If you are planning to migrate to Australia, here’s some good advice before you strike it out:
Ask yourselves these few fundamental questions and judge if you genuinely want to make such a commitment:
Why do you want to migrate?
- Difference in values, religion or culture?
- Work-life balance?
- Family issues?
- Securing you and your family’s future?
What do you want to do after migration?
Why migrate now and why not in x years? You can refer to my reasons for migrating here: https://cowpehcowbu.wordpress.com/2013/10/17/i-am-not-a-fucking-quitter/
By the way, I am sponsoring my parents as PRs here because the social safety net is much better. Here’s a sneak peak:
How can I be eligible for migration? Download the instructions manual here: http://www.immi.gov.au/allforms/pdf/1119.pdf
Mandatory tasks: To be eligible for skilled migration, you have to secure enough points under the Skillselect points system. Some skills get you some priority i.e. Accountants, nurses and plumbers etc (Refer to the SOL: http://www.immi.gov.au/Work/Pages/skilled-occupations-lists/sol.aspx) Fresh graduates may apply.
Second in priority, refer to the CSOL: http://www.immi.gov.au/Work/Pages/skilled-occupations-lists/csol.aspx (I got through under the CSOL)
Visas recommended: subclass 189 or 190. There are lots of other permanent visas available depending on your circumstances. You can find it here: www.immi.gov.au/Visas/Pages/Find-a-visa.aspx (Hint, select purpose: Work in Australia)
Alternatively you can contact a local migration agent to recommend and plan with you. (Fees: $4000 – 8000) I was too busy with my work so I paid $4000 to Andrew Graham to do everything for me. http://www.graham-nguyen.com/
By the way, some migration agents in Singapore totally suck and/or expensive while some are unregistered. Check the register for prior complaints and price before engaging anyone of them: https://www.mara.gov.au/search-the-register-of-migration-agents/
Resources required: At the minimum, you need $10,000 – $11,000 to pay for application fees including the $4000 agent fee. Of course, you can do without the agent if you have the time and you do the correct things with the applications and assessment.

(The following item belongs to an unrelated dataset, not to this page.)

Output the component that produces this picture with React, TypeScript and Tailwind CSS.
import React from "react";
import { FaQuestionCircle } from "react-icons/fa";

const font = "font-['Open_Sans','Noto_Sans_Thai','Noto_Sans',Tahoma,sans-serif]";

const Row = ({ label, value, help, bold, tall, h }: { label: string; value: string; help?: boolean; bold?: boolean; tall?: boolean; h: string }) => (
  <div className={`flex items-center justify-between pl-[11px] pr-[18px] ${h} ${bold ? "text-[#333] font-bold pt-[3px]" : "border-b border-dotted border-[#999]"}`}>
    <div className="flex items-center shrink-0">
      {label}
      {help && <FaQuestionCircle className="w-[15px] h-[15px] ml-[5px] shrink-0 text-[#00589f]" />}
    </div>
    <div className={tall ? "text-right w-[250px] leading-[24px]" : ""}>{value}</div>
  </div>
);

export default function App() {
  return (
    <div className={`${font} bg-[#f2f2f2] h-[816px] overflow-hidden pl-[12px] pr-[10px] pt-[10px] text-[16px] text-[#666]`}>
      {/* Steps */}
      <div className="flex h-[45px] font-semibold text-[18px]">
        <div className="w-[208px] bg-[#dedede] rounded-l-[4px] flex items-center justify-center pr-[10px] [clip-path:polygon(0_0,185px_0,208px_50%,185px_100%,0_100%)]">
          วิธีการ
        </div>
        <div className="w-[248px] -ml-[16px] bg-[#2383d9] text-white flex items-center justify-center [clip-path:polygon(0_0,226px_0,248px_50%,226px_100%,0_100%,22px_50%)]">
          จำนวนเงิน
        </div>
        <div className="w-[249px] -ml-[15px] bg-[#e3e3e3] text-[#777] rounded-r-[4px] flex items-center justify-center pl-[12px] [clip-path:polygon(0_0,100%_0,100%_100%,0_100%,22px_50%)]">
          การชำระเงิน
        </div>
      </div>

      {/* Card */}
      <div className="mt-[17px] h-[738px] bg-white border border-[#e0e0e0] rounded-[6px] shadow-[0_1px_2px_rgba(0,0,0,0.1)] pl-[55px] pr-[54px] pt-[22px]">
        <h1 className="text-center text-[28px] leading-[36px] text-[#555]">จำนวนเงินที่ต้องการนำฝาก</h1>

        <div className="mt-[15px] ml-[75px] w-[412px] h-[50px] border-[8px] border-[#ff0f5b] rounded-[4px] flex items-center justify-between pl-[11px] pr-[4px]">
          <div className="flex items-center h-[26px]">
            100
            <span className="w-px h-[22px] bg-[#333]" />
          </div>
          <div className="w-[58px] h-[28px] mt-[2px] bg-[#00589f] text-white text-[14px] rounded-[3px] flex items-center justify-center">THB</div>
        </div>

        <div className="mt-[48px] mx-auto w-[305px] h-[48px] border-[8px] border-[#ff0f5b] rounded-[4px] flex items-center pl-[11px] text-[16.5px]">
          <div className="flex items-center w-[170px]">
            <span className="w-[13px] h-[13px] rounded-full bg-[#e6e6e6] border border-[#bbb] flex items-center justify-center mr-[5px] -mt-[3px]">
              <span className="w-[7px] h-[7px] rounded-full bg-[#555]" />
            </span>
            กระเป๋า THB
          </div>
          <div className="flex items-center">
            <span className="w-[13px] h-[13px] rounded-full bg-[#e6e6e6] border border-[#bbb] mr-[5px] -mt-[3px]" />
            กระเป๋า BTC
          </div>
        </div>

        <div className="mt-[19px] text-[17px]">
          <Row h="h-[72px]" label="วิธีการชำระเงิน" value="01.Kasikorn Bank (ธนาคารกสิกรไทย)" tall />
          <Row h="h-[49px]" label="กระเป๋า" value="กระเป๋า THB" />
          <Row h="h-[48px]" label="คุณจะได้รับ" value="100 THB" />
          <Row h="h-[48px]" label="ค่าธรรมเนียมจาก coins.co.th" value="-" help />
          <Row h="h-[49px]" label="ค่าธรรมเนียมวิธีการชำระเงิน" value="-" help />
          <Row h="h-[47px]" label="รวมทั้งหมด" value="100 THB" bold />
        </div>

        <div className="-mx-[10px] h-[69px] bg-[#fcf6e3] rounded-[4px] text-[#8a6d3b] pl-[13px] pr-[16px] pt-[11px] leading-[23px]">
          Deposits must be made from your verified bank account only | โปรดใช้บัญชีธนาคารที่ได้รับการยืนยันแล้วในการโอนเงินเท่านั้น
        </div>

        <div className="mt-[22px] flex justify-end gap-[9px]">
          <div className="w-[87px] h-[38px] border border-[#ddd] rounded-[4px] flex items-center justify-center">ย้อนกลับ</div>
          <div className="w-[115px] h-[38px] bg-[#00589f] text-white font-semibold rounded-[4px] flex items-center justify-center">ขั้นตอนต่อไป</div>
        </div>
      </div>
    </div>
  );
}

Family and spousal support: Well, what can I say, perhaps you may want to seek their blessings and support. I told my parents that I will ensure they don’t retire in JB’s or Batam’s old folks home. They will have two homes in Singapore and Australia. There’s alot of space and resources for them to retire happily. For my wife, I told her that she will have better pay jobs here and our baby will grow up happily in Australia, receive free education up till university.
Environmental adaptation analysis: I feel its important to survey the ground before you actually decide to settle at your desired location. I did mine. You may want to travel a few states before you decide on one. Check prices on food and lodging. Check if the environment is secure and check if there are jobs for you. Finally, evaluate your plan.
I didn’t expect anything out of the ordinary when I migrated. However, I did expect to experience some adaptation issues and emotional hardship whilst settling down in Brisbane. I think my wife suffered the most after falling pregnant and had to quit her job here in Brisbane. Other than that, it was all smooth sailing and we had lots of surprises! Some people will warn you about being second class citizens here blah blah. Well, aren’t we already second class back in Singapore? By the way, we Singaporeans can assimilate better than other nationalities because of our language proficiency and some cultural similarities. Unconvinced, read this.
Before you go, be sure to keep a checklist of things to pack and to do before you fly off. For example, how to quit your job? How to minimize your telco termination fees? Which bank accounts and credit cards to maintain? Get a power of attorney to handle financial, HDB and other matters while you are in Australia. Most importantly, get ready to live the Aussie lifestyle. I.e. They have longer and more holidays, and they like Alcohol. Its cheap here. Be prepared to buy in bulk for the week, learn to cook because Asian food here isn’t as good as what you find in Singapore.
As for me, my wife just given birth a couple of months ago. It cost nothing to give birth here, and we have other benefits like family tax benefit and monetary supplement (varies on circumstances), free dental and healthcare (for all of us) and free ante and post-natal classes, free house visits by midwives and free swimming lessons for baby. They even offered to sponsor my masters degree… but I told them I was graduating. Some say benefits in Singapore are still better… well then you should stay then.
As for my parents, they said they won’t be suitable living in Australia for the long term because all their friends and relatives live in Singapore and Malaysia. It would be very boring here. But they want to come and live for a couple of months, travel around Australia every year when they retire. They want to bring friends and relatives here to enjoy too!